* [Supplied information]:
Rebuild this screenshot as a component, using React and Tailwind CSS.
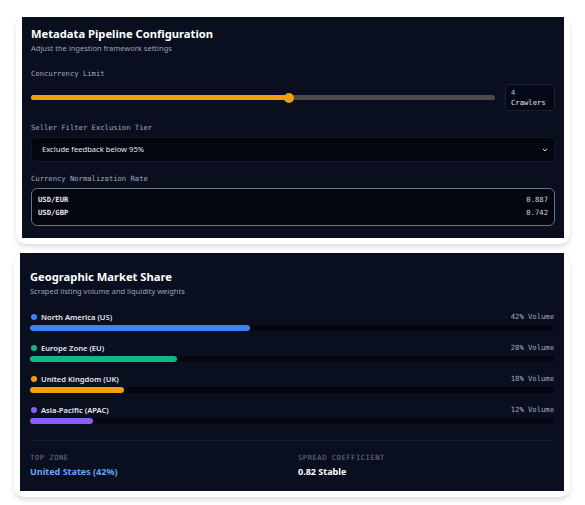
import React from 'react';

const sans = { fontFamily: '"Noto Sans", "Open Sans", sans-serif' };

const regions = [
  { name: 'North America (US)', share: 42, dot: 'bg-[#3b82f6]', bar: 'bg-[#3b82f6]' },
  { name: 'Europe Zone (EU)', share: 28, dot: 'bg-[#10b981]', bar: 'bg-[#10b981]' },
  { name: 'United Kingdom (UK)', share: 18, dot: 'bg-[#f59e0b]', bar: 'bg-[#f59e0b]' },
  { name: 'Asia-Pacific (APAC)', share: 12, dot: 'bg-[#8b5cf6]', bar: 'bg-[#8b5cf6]' },
];

const rates = [
  { pair: 'USD/EUR', value: '0.887' },
  { pair: 'USD/GBP', value: '0.742' },
];

function Label({ children }) {
  return (
    <div className="font-['DejaVu_Sans_Mono',monospace] text-[7.2px] leading-[10px] text-[#a3abb8]">
      {children}
    </div>
  );
}

// white frame with a soft drop shadow around each dark panel
function Card({ children, frame = '', className = '' }) {
  return (
    <div className={`rounded-[10px] bg-white shadow-[0_3px_5px_rgba(0,0,0,0.13)] px-[6px] pb-[6px] ${frame}`}>
      <div className={`bg-[#0a0f1f] ${className}`}>{children}</div>
    </div>
  );
}

function PipelineConfig() {
  const concurrency = 4;
  const pct = 55.5;

  return (
    <Card frame="ml-[16px] mr-[15px]" className="px-[9px] pt-[10px] pb-[12px]">
      <h2 className="text-[11.2px] font-bold text-white leading-[14px]">Metadata Pipeline Configuration</h2>
      <p className="text-[7.5px] text-[#9ca3af] leading-[10px] mt-[2px]">Adjust the ingestion framework settings</p>

      <div className="mt-[16px]">
        <Label>Concurrency Limit</Label>
        <div className="flex items-center gap-[10px] mt-[5px]">
          <div className="relative flex-1 h-[5px] rounded-full bg-[#4b4b4b]">
            <div className="absolute left-0 top-0 h-full rounded-full bg-[#f59e0b]" style={{ width: `${pct}%` }} />
            <div
              className="absolute top-1/2 w-[10px] h-[10px] -mt-[5px] -ml-[5px] rounded-full bg-[#f59e0b]"
              style={{ left: `${pct}%` }}
            />
          </div>
          <div className="w-[50px] h-[27px] rounded-[3px] border border-[#1a2133] bg-[#050816] px-[5px] py-[3px] font-['DejaVu_Sans_Mono',monospace] text-[7.2px] leading-[10px]">
            <div className="text-[#93c5fd]">{concurrency}</div>
            <div className="text-[#e5e7eb]">Crawlers</div>
          </div>
        </div>
      </div>

      <div className="mt-[12px]">
        <Label>Seller Filter Exclusion Tier</Label>
        <div className="mt-[4px] h-[25px] rounded-[5px] border border-[#111827] bg-[#03050f] flex items-center justify-between pl-[10px] pr-[5px]">
          <span className="text-[7.6px] text-[#e5e7eb]">Exclude feedback below 95%</span>
          <svg width="8" height="8" viewBox="0 0 24 24" fill="none" stroke="#d1d5db" strokeWidth="3" strokeLinecap="round" strokeLinejoin="round">
            <path d="m6 9 6 6 6-6" />
          </svg>
        </div>
      </div>

      <div className="mt-[12px]">
        <Label>Currency Normalization Rate</Label>
        <div className="mt-[4px] rounded-[6px] border border-[#6b7280] bg-[#03050f] px-[6px] pt-[6px] pb-[7px] flex flex-col gap-[3px]">
          {rates.map((r) => (
            <div key={r.pair} className="flex justify-between font-['DejaVu_Sans_Mono',monospace] text-[7.2px] leading-[10px]">
              <span className="font-bold text-[#e5e7eb]">{r.pair}</span>
              <span className="text-[#d1d5db]">{r.value}</span>
            </div>
          ))}
        </div>
      </div>
    </Card>
  );
}

function MarketShare() {
  return (
    <Card frame="ml-[14px] mr-[15px]" className="px-[10px] pt-[17px] pb-[13px]">
      <h2 className="text-[11.2px] font-bold text-white leading-[14px]">Geographic Market Share</h2>
      <p className="text-[7.5px] text-[#9ca3af] leading-[10px] mt-[2px]">Scraped listing volume and liquidity weights</p>

      <div className="mt-[15px] flex flex-col gap-[11px]">
        {regions.map((r) => (
          <div key={r.name}>
            <div className="flex items-center justify-between h-[12px]">
              <div className="flex items-center gap-[4px] pl-[1px]">
                <span className={`w-[6px] h-[6px] rounded-full ${r.dot}`} />
                <span className="text-[7.6px] font-semibold text-[#e5e7eb] leading-[12px]">{r.name}</span>
              </div>
              <span className="font-['DejaVu_Sans_Mono',monospace] text-[7.2px] text-[#a3abb8]">{r.share}% Volume</span>
            </div>
            <div className="mt-[2px] h-[6px] rounded-full bg-[#030712]">
              <div className={`h-full rounded-full ${r.bar}`} style={{ width: `${r.share}%` }} />
            </div>
          </div>
        ))}
      </div>

      <div className="mt-[16px] border-t border-[#161d2e] pt-[12px] grid grid-cols-2 gap-3">
        <div>
          <div className="font-['DejaVu_Sans_Mono',monospace] text-[7.2px] leading-[10px] tracking-[0.5px] text-[#6b7280] uppercase">Top Zone</div>
          <div className="mt-[3px] text-[9px] leading-[12px] font-bold text-[#60a5fa]">United States (42%)</div>
        </div>
        <div>
          <div className="font-['DejaVu_Sans_Mono',monospace] text-[7.2px] leading-[10px] tracking-[0.5px] text-[#6b7280] uppercase">Spread Coefficient</div>
          <div className="mt-[3px] text-[9px] leading-[12px] font-bold text-white">0.82 Stable</div>
        </div>
      </div>
    </Card>
  );
}

export default function App() {
  return (
    <div className="min-h-screen bg-white pt-[17px] pb-[10px] flex flex-col gap-[9px]" style={sans}>
      <PipelineConfig />
      <MarketShare />
    </div>
  );
}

* [Short task]:
Repeat the material above in full and unchanged, minus its images.

* [Written reply]:
Rebuild this screenshot as a component, using React and Tailwind CSS.
import React from 'react';

const sans = { fontFamily: '"Noto Sans", "Open Sans", sans-serif' };

const regions = [
  { name: 'North America (US)', share: 42, dot: 'bg-[#3b82f6]', bar: 'bg-[#3b82f6]' },
  { name: 'Europe Zone (EU)', share: 28, dot: 'bg-[#10b981]', bar: 'bg-[#10b981]' },
  { name: 'United Kingdom (UK)', share: 18, dot: 'bg-[#f59e0b]', bar: 'bg-[#f59e0b]' },
  { name: 'Asia-Pacific (APAC)', share: 12, dot: 'bg-[#8b5cf6]', bar: 'bg-[#8b5cf6]' },
];

const rates = [
  { pair: 'USD/EUR', value: '0.887' },
  { pair: 'USD/GBP', value: '0.742' },
];

function Label({ children }) {
  return (
    <div className="font-['DejaVu_Sans_Mono',monospace] text-[7.2px] leading-[10px] text-[#a3abb8]">
      {children}
    </div>
  );
}

// white frame with a soft drop shadow around each dark panel
function Card({ children, frame = '', className = '' }) {
  return (
    <div className={`rounded-[10px] bg-white shadow-[0_3px_5px_rgba(0,0,0,0.13)] px-[6px] pb-[6px] ${frame}`}>
      <div className={`bg-[#0a0f1f] ${className}`}>{children}</div>
    </div>
  );
}

function PipelineConfig() {
  const concurrency = 4;
  const pct = 55.5;

  return (
    <Card frame="ml-[16px] mr-[15px]" className="px-[9px] pt-[10px] pb-[12px]">
      <h2 className="text-[11.2px] font-bold text-white leading-[14px]">Metadata Pipeline Configuration</h2>
      <p className="text-[7.5px] text-[#9ca3af] leading-[10px] mt-[2px]">Adjust the ingestion framework settings</p>

      <div className="mt-[16px]">
        <Label>Concurrency Limit</Label>
        <div className="flex items-center gap-[10px] mt-[5px]">
          <div className="relative flex-1 h-[5px] rounded-full bg-[#4b4b4b]">
            <div className="absolute left-0 top-0 h-full rounded-full bg-[#f59e0b]" style={{ width: `${pct}%` }} />
            <div
              className="absolute top-1/2 w-[10px] h-[10px] -mt-[5px] -ml-[5px] rounded-full bg-[#f59e0b]"
              style={{ left: `${pct}%` }}
            />
          </div>
          <div className="w-[50px] h-[27px] rounded-[3px] border border-[#1a2133] bg-[#050816] px-[5px] py-[3px] font-['DejaVu_Sans_Mono',monospace] text-[7.2px] leading-[10px]">
            <div className="text-[#93c5fd]">{concurrency}</div>
            <div className="text-[#e5e7eb]">Crawlers</div>
          </div>
        </div>
      </div>

      <div className="mt-[12px]">
        <Label>Seller Filter Exclusion Tier</Label>
        <div className="mt-[4px] h-[25px] rounded-[5px] border border-[#111827] bg-[#03050f] flex items-center justify-between pl-[10px] pr-[5px]">
          <span className="text-[7.6px] text-[#e5e7eb]">Exclude feedback below 95%</span>
          <svg width="8" height="8" viewBox="0 0 24 24" fill="none" stroke="#d1d5db" strokeWidth="3" strokeLinecap="round" strokeLinejoin="round">
            <path d="m6 9 6 6 6-6" />
          </svg>
        </div>
      </div>

      <div className="mt-[12px]">
        <Label>Currency Normalization Rate</Label>
        <div className="mt-[4px] rounded-[6px] border border-[#6b7280] bg-[#03050f] px-[6px] pt-[6px] pb-[7px] flex flex-col gap-[3px]">
          {rates.map((r) => (
            <div key={r.pair} className="flex justify-between font-['DejaVu_Sans_Mono',monospace] text-[7.2px] leading-[10px]">
              <span className="font-bold text-[#e5e7eb]">{r.pair}</span>
              <span className="text-[#d1d5db]">{r.value}</span>
            </div>
          ))}
        </div>
      </div>
    </Card>
  );
}

function MarketShare() {
  return (
    <Card frame="ml-[14px] mr-[15px]" className="px-[10px] pt-[17px] pb-[13px]">
      <h2 className="text-[11.2px] font-bold text-white leading-[14px]">Geographic Market Share</h2>
      <p className="text-[7.5px] text-[#9ca3af] leading-[10px] mt-[2px]">Scraped listing volume and liquidity weights</p>

      <div className="mt-[15px] flex flex-col gap-[11px]">
        {regions.map((r) => (
          <div key={r.name}>
            <div className="flex items-center justify-between h-[12px]">
              <div className="flex items-center gap-[4px] pl-[1px]">
                <span className={`w-[6px] h-[6px] rounded-full ${r.dot}`} />
                <span className="text-[7.6px] font-semibold text-[#e5e7eb] leading-[12px]">{r.name}</span>
              </div>
              <span className="font-['DejaVu_Sans_Mono',monospace] text-[7.2px] text-[#a3abb8]">{r.share}% Volume</span>
            </div>
            <div className="mt-[2px] h-[6px] rounded-full bg-[#030712]">
              <div className={`h-full rounded-full ${r.bar}`} style={{ width: `${r.share}%` }} />
            </div>
          </div>
        ))}
      </div>

      <div className="mt-[16px] border-t border-[#161d2e] pt-[12px] grid grid-cols-2 gap-3">
        <div>
          <div className="font-['DejaVu_Sans_Mono',monospace] text-[7.2px] leading-[10px] tracking-[0.5px] text-[#6b7280] uppercase">Top Zone</div>
          <div className="mt-[3px] text-[9px] leading-[12px] font-bold text-[#60a5fa]">United States (42%)</div>
        </div>
        <div>
          <div className="font-['DejaVu_Sans_Mono',monospace] text-[7.2px] leading-[10px] tracking-[0.5px] text-[#6b7280] uppercase">Spread Coefficient</div>
          <div className="mt-[3px] text-[9px] leading-[12px] font-bold text-white">0.82 Stable</div>
        </div>
      </div>
    </Card>
  );
}

export default function App() {
  return (
    <div className="min-h-screen bg-white pt-[17px] pb-[10px] flex flex-col gap-[9px]" style={sans}>
      <PipelineConfig />
      <MarketShare />
    </div>
  );
}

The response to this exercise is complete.